— Start DATA SHOWN —
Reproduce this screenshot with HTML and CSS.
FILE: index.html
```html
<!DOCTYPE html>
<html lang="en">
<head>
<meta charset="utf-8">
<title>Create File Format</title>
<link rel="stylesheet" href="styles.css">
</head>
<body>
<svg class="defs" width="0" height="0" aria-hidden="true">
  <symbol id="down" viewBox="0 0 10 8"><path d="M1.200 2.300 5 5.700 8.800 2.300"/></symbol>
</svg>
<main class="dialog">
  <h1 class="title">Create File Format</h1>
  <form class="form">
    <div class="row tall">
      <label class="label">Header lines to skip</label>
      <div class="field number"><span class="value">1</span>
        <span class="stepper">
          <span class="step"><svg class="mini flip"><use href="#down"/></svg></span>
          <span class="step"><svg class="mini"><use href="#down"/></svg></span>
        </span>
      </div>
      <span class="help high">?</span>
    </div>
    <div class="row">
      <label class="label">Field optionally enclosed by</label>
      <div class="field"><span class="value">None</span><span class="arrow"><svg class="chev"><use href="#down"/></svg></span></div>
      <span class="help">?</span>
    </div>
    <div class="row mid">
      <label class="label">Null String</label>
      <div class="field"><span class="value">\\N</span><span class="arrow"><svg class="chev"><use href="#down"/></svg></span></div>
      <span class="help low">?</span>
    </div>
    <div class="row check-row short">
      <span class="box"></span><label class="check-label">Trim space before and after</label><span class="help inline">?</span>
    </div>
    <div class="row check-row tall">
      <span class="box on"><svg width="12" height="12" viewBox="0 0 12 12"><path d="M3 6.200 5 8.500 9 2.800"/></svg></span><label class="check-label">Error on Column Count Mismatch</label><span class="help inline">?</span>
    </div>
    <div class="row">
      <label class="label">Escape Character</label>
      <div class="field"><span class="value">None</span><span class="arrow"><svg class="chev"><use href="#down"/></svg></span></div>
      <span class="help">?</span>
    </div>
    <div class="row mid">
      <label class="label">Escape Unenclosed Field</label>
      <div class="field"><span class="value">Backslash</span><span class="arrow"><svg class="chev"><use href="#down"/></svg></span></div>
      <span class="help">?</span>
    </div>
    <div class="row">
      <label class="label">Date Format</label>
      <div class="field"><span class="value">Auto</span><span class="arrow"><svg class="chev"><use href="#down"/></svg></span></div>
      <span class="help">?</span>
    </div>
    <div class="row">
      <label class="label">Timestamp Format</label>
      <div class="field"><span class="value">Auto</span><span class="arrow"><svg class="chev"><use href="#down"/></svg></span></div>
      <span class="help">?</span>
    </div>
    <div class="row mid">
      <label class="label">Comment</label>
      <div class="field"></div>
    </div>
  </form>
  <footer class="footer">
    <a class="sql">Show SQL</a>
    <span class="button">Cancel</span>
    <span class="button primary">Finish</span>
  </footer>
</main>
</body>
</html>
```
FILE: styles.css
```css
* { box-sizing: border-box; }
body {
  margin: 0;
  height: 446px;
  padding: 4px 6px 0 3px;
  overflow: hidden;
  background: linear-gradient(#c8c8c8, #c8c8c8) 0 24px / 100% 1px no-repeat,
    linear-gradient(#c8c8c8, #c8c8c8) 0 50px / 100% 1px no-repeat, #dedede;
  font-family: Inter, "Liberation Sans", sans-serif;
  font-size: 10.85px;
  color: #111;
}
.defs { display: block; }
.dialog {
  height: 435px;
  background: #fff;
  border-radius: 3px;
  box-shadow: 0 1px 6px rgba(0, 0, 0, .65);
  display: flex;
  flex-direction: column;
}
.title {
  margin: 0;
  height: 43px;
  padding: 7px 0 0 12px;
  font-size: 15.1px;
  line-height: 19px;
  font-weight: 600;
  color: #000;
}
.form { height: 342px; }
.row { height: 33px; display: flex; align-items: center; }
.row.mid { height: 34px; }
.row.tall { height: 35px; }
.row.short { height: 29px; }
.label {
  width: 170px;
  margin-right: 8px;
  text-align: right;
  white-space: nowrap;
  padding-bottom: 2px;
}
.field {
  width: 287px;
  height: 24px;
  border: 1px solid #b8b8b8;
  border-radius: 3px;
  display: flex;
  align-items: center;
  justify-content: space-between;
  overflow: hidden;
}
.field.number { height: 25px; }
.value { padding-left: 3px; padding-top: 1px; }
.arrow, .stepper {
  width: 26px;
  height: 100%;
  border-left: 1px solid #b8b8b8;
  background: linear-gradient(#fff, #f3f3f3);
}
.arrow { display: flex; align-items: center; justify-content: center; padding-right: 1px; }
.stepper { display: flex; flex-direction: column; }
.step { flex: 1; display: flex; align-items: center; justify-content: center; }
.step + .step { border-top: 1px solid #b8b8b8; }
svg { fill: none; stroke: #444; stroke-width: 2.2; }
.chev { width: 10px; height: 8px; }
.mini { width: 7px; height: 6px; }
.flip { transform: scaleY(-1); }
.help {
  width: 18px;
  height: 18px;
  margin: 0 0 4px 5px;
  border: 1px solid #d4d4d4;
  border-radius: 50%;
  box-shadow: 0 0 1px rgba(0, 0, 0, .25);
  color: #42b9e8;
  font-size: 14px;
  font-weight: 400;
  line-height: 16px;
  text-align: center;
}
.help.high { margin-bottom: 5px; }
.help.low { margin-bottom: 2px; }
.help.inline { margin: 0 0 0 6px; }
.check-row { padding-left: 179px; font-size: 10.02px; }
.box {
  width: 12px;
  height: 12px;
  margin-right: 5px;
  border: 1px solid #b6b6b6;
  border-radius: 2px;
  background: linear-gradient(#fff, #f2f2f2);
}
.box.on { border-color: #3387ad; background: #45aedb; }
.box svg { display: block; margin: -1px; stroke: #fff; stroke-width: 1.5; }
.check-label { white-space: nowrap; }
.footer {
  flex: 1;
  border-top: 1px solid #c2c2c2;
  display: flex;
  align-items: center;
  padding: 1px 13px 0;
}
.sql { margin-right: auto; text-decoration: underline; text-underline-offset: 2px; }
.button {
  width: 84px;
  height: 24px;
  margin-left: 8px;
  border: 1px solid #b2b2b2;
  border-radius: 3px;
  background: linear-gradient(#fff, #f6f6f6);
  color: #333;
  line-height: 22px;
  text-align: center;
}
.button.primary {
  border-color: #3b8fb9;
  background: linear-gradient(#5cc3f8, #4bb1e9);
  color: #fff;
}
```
— End DATA SHOWN —
— Start DATA SHOWN —
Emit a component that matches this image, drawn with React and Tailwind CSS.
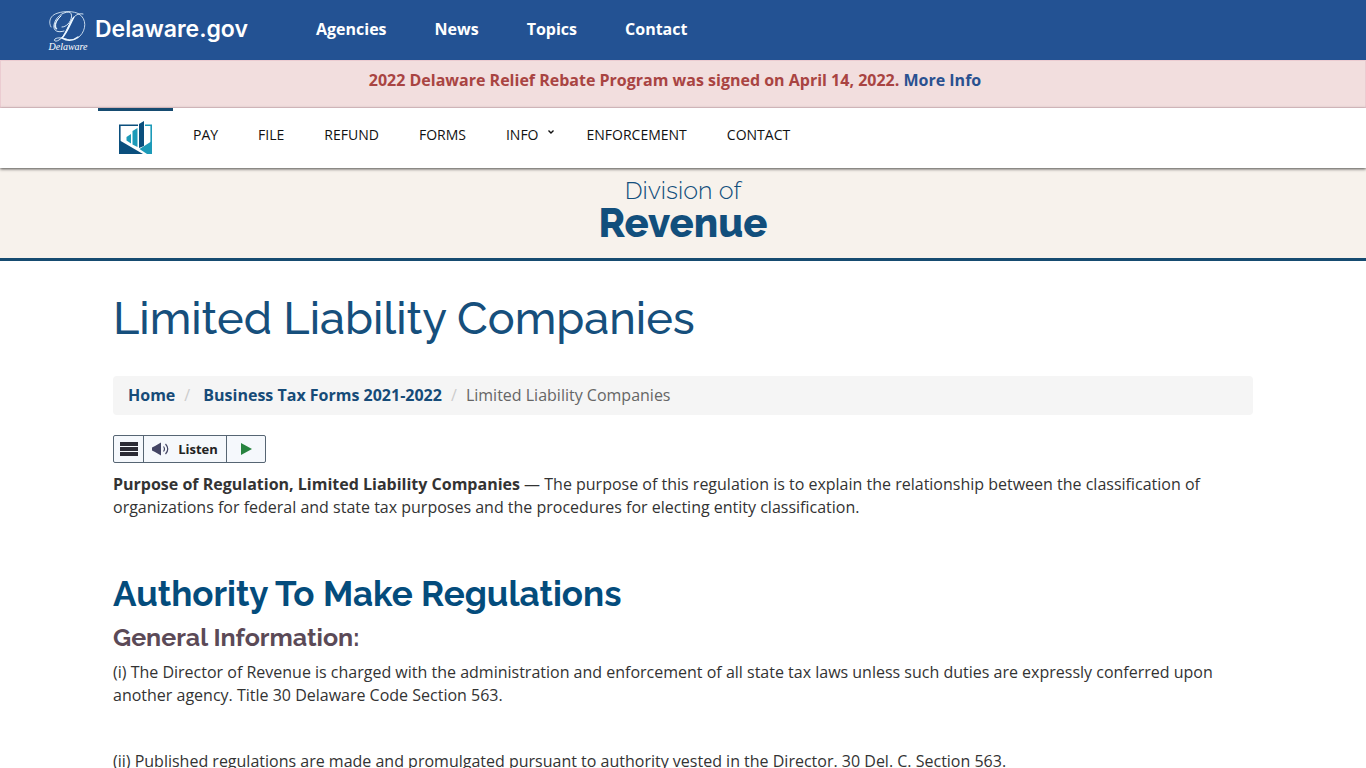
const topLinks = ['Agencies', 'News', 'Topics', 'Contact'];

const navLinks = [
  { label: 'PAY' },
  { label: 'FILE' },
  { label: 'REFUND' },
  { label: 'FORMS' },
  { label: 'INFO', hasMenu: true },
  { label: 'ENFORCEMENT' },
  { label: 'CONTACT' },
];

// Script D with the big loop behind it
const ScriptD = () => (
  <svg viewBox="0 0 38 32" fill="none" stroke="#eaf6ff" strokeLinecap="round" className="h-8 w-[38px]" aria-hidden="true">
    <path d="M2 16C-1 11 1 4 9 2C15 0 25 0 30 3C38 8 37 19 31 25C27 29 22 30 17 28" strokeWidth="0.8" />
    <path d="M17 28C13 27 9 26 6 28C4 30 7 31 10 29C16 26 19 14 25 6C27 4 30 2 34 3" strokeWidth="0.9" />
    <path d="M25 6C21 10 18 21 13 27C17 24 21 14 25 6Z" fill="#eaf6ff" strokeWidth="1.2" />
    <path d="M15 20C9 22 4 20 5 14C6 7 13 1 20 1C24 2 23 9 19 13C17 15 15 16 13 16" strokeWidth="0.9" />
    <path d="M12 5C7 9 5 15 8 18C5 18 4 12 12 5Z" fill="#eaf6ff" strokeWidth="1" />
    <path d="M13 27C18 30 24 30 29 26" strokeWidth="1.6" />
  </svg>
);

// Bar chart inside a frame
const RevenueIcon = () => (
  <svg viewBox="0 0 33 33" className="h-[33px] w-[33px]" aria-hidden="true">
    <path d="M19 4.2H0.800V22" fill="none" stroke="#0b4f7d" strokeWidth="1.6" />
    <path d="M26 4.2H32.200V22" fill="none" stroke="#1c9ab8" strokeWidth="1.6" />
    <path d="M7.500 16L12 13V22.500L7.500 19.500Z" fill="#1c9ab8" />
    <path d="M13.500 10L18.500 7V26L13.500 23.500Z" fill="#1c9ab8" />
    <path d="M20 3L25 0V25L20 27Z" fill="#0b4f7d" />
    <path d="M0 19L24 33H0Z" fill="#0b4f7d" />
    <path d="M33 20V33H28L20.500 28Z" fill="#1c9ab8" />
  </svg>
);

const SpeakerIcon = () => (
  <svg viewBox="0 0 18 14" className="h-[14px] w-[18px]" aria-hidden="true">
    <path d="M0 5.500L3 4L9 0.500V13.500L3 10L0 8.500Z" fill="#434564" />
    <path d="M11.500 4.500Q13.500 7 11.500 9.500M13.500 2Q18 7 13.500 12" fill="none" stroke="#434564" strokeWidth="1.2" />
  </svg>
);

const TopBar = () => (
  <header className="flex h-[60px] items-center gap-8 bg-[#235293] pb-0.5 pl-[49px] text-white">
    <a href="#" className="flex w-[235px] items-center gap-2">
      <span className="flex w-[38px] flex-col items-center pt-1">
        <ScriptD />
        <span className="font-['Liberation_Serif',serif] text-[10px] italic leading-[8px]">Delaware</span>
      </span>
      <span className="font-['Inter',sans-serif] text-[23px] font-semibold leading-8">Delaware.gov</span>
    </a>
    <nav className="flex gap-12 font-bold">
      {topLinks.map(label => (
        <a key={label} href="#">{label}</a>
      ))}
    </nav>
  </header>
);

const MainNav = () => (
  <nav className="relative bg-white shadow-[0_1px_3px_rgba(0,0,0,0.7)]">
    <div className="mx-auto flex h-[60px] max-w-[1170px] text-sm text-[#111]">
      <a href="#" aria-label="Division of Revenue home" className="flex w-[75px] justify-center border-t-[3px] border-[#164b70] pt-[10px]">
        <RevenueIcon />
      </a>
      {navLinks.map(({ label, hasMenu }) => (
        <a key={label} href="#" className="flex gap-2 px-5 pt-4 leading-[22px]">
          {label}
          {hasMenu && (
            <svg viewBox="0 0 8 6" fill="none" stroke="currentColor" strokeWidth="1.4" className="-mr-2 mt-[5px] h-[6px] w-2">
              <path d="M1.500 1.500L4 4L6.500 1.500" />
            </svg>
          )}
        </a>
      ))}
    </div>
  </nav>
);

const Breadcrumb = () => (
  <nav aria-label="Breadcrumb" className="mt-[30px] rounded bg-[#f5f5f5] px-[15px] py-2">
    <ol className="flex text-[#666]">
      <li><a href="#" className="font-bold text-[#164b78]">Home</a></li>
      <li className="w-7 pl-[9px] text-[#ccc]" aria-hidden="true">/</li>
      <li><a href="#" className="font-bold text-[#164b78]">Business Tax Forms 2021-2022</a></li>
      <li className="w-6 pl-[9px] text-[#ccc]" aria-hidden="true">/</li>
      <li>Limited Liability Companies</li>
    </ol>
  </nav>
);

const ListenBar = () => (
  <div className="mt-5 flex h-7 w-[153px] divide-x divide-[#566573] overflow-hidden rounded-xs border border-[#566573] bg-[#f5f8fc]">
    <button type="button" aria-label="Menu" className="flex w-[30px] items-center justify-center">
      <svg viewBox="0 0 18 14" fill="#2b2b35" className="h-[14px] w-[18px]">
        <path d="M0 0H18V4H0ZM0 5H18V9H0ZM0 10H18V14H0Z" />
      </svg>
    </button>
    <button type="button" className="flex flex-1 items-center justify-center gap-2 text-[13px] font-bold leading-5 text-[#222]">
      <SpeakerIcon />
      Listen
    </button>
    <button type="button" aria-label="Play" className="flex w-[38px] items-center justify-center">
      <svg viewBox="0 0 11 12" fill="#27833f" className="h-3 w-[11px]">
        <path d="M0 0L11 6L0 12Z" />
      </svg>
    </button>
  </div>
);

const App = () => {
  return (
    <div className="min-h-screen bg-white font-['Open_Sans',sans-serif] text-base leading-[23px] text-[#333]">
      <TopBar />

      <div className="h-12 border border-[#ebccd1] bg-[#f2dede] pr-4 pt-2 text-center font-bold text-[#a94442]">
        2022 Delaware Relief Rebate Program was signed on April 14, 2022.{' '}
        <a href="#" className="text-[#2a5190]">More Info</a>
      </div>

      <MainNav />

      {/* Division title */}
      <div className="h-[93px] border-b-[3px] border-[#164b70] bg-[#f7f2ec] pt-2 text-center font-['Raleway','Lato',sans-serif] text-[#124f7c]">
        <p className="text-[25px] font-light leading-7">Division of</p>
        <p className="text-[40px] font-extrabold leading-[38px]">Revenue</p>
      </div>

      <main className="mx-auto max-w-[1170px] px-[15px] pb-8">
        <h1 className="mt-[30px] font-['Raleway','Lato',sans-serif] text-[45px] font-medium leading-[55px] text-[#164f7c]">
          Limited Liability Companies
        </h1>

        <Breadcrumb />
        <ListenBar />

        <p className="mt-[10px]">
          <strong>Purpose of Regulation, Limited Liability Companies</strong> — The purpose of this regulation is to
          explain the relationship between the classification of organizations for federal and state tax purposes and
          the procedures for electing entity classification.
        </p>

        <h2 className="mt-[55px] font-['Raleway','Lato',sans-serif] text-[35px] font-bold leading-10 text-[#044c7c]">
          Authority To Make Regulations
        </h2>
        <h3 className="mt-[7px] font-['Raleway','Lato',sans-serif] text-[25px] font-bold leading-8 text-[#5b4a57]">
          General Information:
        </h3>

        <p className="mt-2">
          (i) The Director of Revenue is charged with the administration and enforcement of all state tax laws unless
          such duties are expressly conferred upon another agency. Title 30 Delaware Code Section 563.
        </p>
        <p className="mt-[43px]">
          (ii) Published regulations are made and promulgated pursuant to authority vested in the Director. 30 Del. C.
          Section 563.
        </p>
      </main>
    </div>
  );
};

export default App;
— End DATA SHOWN —
— Start DATA SHOWN —
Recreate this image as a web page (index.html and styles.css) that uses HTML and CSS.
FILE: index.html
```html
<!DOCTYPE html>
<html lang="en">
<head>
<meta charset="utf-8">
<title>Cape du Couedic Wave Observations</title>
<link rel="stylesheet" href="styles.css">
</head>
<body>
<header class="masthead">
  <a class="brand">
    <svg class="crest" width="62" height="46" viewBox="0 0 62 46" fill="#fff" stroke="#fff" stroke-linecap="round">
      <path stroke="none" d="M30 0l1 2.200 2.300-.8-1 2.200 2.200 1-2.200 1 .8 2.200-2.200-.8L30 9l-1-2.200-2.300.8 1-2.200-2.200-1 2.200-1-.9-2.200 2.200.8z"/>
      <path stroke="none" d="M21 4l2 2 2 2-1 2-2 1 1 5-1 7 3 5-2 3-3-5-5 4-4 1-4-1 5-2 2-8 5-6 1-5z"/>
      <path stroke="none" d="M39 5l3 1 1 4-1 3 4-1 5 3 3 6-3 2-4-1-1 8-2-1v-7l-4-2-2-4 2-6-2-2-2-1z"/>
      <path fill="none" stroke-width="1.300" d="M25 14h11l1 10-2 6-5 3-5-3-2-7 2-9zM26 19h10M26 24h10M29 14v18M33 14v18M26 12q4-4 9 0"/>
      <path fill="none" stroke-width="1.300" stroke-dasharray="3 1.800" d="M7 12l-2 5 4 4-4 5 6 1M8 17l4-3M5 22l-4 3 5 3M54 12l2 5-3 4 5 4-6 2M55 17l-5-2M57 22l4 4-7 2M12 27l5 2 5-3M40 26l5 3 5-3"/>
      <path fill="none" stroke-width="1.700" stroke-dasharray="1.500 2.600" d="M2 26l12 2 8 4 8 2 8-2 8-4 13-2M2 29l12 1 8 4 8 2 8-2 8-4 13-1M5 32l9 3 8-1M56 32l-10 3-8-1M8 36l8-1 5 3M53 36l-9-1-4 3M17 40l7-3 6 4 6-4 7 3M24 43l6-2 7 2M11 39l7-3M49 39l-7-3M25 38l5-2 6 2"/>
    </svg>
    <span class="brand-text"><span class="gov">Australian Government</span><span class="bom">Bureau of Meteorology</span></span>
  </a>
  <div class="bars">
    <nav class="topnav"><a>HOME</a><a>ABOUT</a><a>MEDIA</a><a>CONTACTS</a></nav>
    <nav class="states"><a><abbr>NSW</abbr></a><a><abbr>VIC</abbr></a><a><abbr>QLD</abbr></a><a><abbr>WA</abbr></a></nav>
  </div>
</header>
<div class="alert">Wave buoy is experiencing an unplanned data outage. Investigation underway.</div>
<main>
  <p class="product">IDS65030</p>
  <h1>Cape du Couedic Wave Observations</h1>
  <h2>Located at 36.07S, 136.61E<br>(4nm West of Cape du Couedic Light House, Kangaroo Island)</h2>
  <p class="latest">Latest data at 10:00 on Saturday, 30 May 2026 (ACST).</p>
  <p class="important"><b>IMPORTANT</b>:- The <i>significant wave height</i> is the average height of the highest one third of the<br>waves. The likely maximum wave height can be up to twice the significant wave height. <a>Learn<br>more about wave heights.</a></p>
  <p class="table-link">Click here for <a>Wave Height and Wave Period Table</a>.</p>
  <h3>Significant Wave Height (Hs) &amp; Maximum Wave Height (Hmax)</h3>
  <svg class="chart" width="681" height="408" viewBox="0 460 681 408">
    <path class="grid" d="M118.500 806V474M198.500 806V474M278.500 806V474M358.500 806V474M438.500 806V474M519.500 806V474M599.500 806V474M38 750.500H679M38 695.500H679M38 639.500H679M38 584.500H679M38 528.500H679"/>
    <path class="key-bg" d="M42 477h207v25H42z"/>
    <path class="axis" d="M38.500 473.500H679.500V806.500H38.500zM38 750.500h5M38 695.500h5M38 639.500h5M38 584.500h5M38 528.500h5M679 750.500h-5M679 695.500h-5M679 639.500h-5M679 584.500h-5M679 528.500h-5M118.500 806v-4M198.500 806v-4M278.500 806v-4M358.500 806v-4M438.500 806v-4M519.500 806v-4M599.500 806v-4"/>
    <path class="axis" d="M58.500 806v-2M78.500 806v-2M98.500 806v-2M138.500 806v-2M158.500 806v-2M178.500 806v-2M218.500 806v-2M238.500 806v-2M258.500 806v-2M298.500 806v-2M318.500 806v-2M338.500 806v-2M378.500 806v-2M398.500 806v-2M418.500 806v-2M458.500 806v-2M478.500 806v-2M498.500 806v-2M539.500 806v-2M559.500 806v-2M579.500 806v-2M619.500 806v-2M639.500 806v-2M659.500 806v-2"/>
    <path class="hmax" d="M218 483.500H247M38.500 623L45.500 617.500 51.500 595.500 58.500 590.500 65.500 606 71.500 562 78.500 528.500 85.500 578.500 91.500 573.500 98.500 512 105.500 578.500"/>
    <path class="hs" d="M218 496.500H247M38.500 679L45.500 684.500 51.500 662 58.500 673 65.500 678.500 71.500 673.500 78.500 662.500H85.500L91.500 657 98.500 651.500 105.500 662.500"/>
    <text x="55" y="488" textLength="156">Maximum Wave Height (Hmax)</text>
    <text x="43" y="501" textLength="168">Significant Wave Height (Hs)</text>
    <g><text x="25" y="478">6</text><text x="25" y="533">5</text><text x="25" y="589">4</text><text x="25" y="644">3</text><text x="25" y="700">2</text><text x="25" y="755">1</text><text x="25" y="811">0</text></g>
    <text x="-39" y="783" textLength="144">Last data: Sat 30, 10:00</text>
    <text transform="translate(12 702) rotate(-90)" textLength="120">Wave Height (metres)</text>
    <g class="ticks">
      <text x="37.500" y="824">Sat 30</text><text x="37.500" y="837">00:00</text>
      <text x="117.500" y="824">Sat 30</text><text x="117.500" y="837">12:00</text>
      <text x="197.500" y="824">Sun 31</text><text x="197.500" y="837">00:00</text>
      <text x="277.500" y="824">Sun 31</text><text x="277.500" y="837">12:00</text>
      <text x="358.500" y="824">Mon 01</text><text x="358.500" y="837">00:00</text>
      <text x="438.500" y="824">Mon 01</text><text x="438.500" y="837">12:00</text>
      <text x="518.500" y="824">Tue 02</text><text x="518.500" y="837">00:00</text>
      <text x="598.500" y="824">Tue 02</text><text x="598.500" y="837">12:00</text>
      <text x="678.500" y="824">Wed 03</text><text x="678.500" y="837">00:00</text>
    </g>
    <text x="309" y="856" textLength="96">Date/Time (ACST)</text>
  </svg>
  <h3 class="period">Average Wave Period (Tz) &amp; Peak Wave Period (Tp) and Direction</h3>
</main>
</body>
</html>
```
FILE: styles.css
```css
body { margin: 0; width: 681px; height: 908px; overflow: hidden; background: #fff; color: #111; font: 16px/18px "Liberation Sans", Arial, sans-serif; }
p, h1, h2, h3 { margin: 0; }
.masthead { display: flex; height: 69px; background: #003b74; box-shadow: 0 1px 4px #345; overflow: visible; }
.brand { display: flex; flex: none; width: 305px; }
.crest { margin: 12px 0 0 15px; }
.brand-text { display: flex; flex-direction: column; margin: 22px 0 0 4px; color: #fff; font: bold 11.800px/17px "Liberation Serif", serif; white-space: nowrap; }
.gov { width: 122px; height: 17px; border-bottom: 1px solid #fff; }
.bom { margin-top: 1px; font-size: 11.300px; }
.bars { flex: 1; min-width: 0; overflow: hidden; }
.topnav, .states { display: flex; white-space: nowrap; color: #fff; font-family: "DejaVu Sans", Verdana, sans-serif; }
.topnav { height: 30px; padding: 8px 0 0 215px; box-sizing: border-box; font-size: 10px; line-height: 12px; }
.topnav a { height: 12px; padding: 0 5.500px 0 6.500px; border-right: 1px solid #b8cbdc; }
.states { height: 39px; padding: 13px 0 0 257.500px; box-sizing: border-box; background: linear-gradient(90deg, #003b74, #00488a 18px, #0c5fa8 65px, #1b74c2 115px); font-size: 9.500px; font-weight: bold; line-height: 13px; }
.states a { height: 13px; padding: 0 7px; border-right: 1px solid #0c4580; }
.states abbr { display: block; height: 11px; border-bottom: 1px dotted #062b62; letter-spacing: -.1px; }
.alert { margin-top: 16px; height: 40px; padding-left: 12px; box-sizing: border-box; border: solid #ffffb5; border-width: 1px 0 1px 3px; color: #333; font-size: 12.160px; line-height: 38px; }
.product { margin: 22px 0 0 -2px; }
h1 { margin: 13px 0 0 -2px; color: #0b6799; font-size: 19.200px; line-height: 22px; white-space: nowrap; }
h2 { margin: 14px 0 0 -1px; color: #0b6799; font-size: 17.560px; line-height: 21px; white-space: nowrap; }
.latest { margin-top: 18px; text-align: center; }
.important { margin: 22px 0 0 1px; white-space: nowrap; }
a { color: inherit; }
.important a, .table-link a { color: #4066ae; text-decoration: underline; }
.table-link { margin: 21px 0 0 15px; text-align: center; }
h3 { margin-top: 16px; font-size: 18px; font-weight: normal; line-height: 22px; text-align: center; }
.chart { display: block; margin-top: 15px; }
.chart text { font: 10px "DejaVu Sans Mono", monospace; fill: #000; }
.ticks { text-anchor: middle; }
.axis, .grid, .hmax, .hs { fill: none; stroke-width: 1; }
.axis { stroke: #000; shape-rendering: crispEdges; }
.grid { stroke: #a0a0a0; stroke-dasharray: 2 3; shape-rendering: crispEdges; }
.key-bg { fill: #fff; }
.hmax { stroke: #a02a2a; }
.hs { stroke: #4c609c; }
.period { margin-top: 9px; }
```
— End DATA SHOWN —
### WHAT TO WORK ON
Whichever lines contain the string "with", select and copy them.

### FULL RESPONSE
Reproduce this screenshot with HTML and CSS.
Emit a component that matches this image, drawn with React and Tailwind CSS.
// Script D with the big loop behind it
          (i) The Director of Revenue is charged with the administration and enforcement of all state tax laws unless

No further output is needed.